En quoi consiste le métier d’astrophysicien ? 

H. C. : C’est un métier d’aventurier. Nous montons nos expéditions à la façon de l’explorateur Mike Horn ! Une fois les données collectées (ce qui peut prendre du temps, en fonction des contingences), nous devons les traiter, les interpréter, les mettre en forme et les publier afin qu’elles puissent être utilisées par d’autres. Pour ma part, je dialogue quotidiennement par Internet avec mes collègues d’Afrique du Sud, d’Hawaï, d’Australie, d’Israël… Ensemble, nous travaillons ainsi 24 h/24, partout dans le monde. Une part de notre fonction consiste également à former de nouvelles générations de physiciens et de mathématiciens et à communiquer le résultat de nos recherches au grand public. C’est un choix de vie exigeant, qui réclame de l’organisation, mais quel frisson de se trouver à frontière des connaissances humaines !

En tant que professeur d’université et marraine du planétarium de Vaux-en-Velin, vous êtes particulièrement investie dans la transmission de votre savoir.
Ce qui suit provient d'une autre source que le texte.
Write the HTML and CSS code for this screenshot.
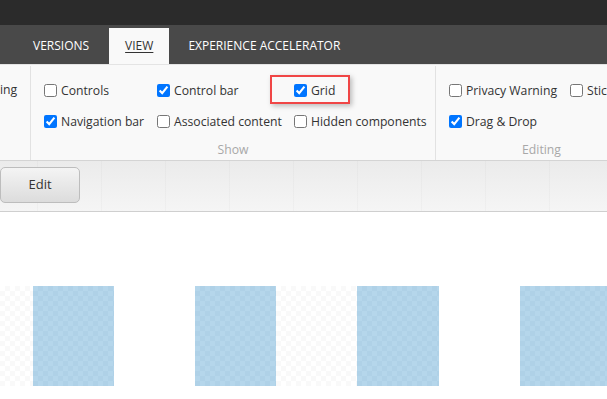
FILE: index.html
```html
<!DOCTYPE html>
<html>
<head>
<meta charset="utf-8">
<link rel="stylesheet" href="styles.css">
</head>
<body>
<div class="topbar"></div>
<div class="tabbar">
  <div class="tab">VERSIONS</div>
  <div class="tab active"><span>VIEW</span></div>
  <div class="tab">EXPERIENCE ACCELERATOR</div>
</div>
<div class="ribbon">
  <div class="group g1">
    <div class="cut">ing</div>
  </div>
  <div class="group g2">
    <div class="items">
      <label class="item c1"><input type="checkbox"><span>Controls</span></label>
      <label class="item c2"><input type="checkbox" checked><span>Control bar</span></label>
      <label class="item c3 grid-item"><input type="checkbox" checked><span>Grid</span><i class="highlight"></i></label>
      <label class="item c1"><input type="checkbox" checked><span>Navigation bar</span></label>
      <label class="item c2"><input type="checkbox"><span>Associated content</span></label>
      <label class="item c3"><input type="checkbox"><span>Hidden components</span></label>
    </div>
    <div class="glabel">Show</div>
  </div>
  <div class="group g3">
    <div class="items items3">
      <label class="item"><input type="checkbox"><span>Privacy Warning</span></label>
      <label class="item"><input type="checkbox"><span>Sticky</span></label>
      <label class="item"><input type="checkbox" checked><span>Drag &amp; Drop</span></label>
    </div>
    <div class="glabel">Editing</div>
  </div>
</div>
<div class="toolbar">
  <button class="edit">Edit</button>
</div>
<div class="canvas">
  <div class="cols">
    <div class="chk"></div>
    <div class="blue"></div>
    <div class="plain"></div>
    <div class="blue"></div>
    <div class="chk"></div>
    <div class="blue"></div>
    <div class="plain"></div>
    <div class="blue"></div>
  </div>
</div>
</body>
</html>
```
FILE: styles.css
```css
* { box-sizing: border-box; }
html, body { margin: 0; padding: 0; }
body {
  width: 607px;
  height: 399px;
  overflow: hidden;
  background: #fff;
  font-family: "Open Sans", "Noto Sans", sans-serif;
  color: #333;
}
.topbar { height: 25px; background: #2b2b2b; }
.tabbar {
  height: 39px;
  background: #494949;
  display: flex;
  align-items: flex-end;
  padding-left: 13px;
}
.tab {
  height: 36px;
  display: flex;
  align-items: center;
  padding: 0 20px 2px;
  color: #fff;
  font-size: 12px;
  white-space: nowrap;
}
.tab.active {
  background: #f9f9f9;
  color: #333;
  padding: 0 16px 2px;
}
.tab.active + .tab { padding-left: 19px; }
.tab.active span { text-decoration: underline; text-underline-offset: 2px; }
.ribbon {
  height: 97px;
  background: #f9f9f9;
  border-top: 1px solid #e4e4e4;
  border-bottom: 1px solid #d4d4d4;
  display: flex;
  overflow: hidden;
}
.group {
  position: relative;
  flex-shrink: 0;
  height: 100%;
  display: flex;
  flex-direction: column;
  padding-top: 14px;
  padding-left: 13px;
  margin-top: 1px;
}
.g1 { width: 31px; border-right: 1px solid #e2e2e2; padding-left: 0; }
.g2 { width: 405px; border-right: 1px solid #e2e2e2; }
.g3 { width: 250px; }
.cut { font-size: 12.2px; line-height: 20px; text-align: right; padding-right: 13px; }
.items {
  display: grid;
  grid-template-columns: 113px 137px 130px;
  row-gap: 11px;
}
.items3 { grid-template-columns: 121px 100px; }
.item {
  display: flex;
  align-items: center;
  height: 20px;
  font-size: 12.2px;
  white-space: nowrap;
  position: relative;
}
.item input {
  margin: 0 4px 0 0;
  width: 13px;
  height: 13px;
  flex-shrink: 0;
}
.glabel {
  margin-top: auto;
  margin-bottom: 3px;
  text-align: center;
  color: #a8a8a8;
  font-size: 12.2px;
  padding-right: 13px;
}
.g3 .glabel { width: 198px; }
.highlight {
  position: absolute;
  left: -24px;
  top: -5px;
  width: 80px;
  height: 29px;
  border: 2px solid #f04646;
  box-shadow: 2px 2px 5px rgba(0,0,0,0.25);
}
.toolbar {
  height: 51px;
  border-bottom: 1px solid #cfcfcf;
  background:
    repeating-linear-gradient(to right, transparent 0 37px, rgba(0,0,0,0.025) 37px 38px, transparent 38px 64px),
    linear-gradient(#ebebeb, #f5f5f5);
  padding-top: 6px;
}
.edit {
  display: block;
  width: 80px;
  height: 36px;
  margin: 0;
  border: 1px solid #bdbdbd;
  border-radius: 5px;
  background: linear-gradient(#f4f4f4, #dcdcdc);
  font-family: "Open Sans", "Noto Sans", sans-serif;
  font-size: 13px;
  color: #333;
  padding: 0 0 2px 0;
}
.canvas {
  padding-top: 74px;
}
.cols {
  height: 100px;
  display: grid;
  grid-template-columns: 33px 81px 81px 81px 81px 82px 81px 1fr;
}
.chk {
  background-color: #fff;
  background-image: conic-gradient(#f9f9f9 25%, transparent 0 50%, #f9f9f9 0 75%, transparent 0);
  background-size: 10px 10px;
}
.plain { background: #fff; }
.blue {
  background-color: #b5d6eb;
  background-image: conic-gradient(#afd1e7 25%, transparent 0 50%, #afd1e7 0 75%, transparent 0);
  background-size: 10px 10px;
}
```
Comment envisagez-vous cette mission ? 

H. C. : Étudiants et grand public doivent pouvoir expérimenter, faire les choses par eux-mêmes. Il est indispensable que chacun ait son propre mode de pensée et confronte ses idées à celles des autres. C’est d’ailleurs la force de nos équipes, dont chaque membre bénéficie de cet enrichissement croisé, se nourrit de la créativité de tous. Je crois énormément à l’éducation et milite pour que les universités, lieux d’échange et de respect mutuel, soient ouvertes à tous.

Quelles interventions proposerez-vous dans le cadre du festival Atmosphères ? 

H. C. : J’irai notamment à la rencontre des jeunes, auxquels j’expliquerai ce qu’est un métier scientifique – avec une part d’humanisme ! Je serai à leur disposition pour répondre à toutes leurs questions. Je présenterai aussi mon film documentaire, Voyage sur les flots célestes, diffusé sur France 5 au mois d’avril et disponible en DVD.

Vous concluez votre livre sur la "fascination devant l’élégance et la complexité de notre Univers". L’observation de l’espace tient aussi de la quête de sens eu égard à notre place d’êtres humains au sein du cosmos. N’y a-t-il pas là quelque chose de fondamentalement philosophique ?

H. C. : Mes années de recherche m’ont amenée à un constat saisissant : j’ai noté plus de similarités que de différences dans les grandes structures de l’Univers. Autrement dit, cette complexité merveilleusement belle révèle avant tout nos ressemblances. Nous sommes tous des filles et des fils des étoiles. Telle est la leçon de paix et de bienveillance que nous enseigne l’Univers.